YOUR OBJECTIVE: Please find all lines in the data that hold the string "styled" and copy them.

STORED DATA:
--- --- ---

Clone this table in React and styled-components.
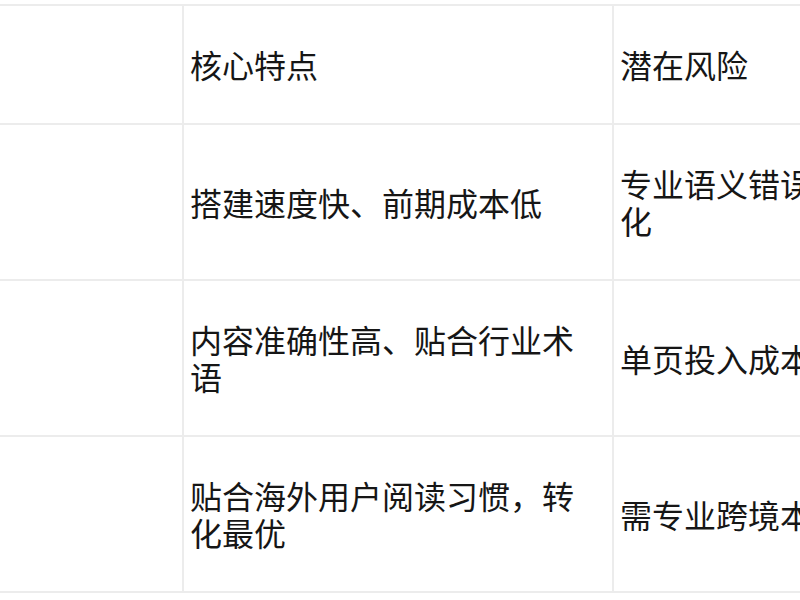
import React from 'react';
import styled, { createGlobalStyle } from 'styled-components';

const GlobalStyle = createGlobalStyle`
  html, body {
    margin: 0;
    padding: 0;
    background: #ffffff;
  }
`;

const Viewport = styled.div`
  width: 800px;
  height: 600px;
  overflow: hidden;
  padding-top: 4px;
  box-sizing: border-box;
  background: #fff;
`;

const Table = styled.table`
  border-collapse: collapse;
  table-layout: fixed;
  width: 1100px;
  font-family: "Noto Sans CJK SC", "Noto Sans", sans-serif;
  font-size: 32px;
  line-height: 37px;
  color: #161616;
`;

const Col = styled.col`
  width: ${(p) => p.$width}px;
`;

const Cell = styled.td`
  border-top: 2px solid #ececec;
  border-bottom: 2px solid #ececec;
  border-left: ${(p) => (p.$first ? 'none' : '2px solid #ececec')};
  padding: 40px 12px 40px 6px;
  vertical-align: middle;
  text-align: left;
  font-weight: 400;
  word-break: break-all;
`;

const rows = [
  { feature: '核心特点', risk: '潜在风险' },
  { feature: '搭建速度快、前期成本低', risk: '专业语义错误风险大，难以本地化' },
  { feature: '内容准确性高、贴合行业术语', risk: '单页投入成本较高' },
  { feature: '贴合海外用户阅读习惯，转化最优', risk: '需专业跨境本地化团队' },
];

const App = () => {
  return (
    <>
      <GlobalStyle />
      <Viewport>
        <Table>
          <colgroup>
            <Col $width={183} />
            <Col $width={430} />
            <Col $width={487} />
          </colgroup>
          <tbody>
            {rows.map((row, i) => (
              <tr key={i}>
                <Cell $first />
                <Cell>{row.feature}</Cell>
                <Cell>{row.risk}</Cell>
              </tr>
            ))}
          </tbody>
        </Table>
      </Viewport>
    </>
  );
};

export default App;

--- --- ---

SOLUTION FOR THIS TASK:
Clone this table in React and styled-components.
import styled, { createGlobalStyle } from 'styled-components';
const Viewport = styled.div`
const Table = styled.table`
const Col = styled.col`
const Cell = styled.td`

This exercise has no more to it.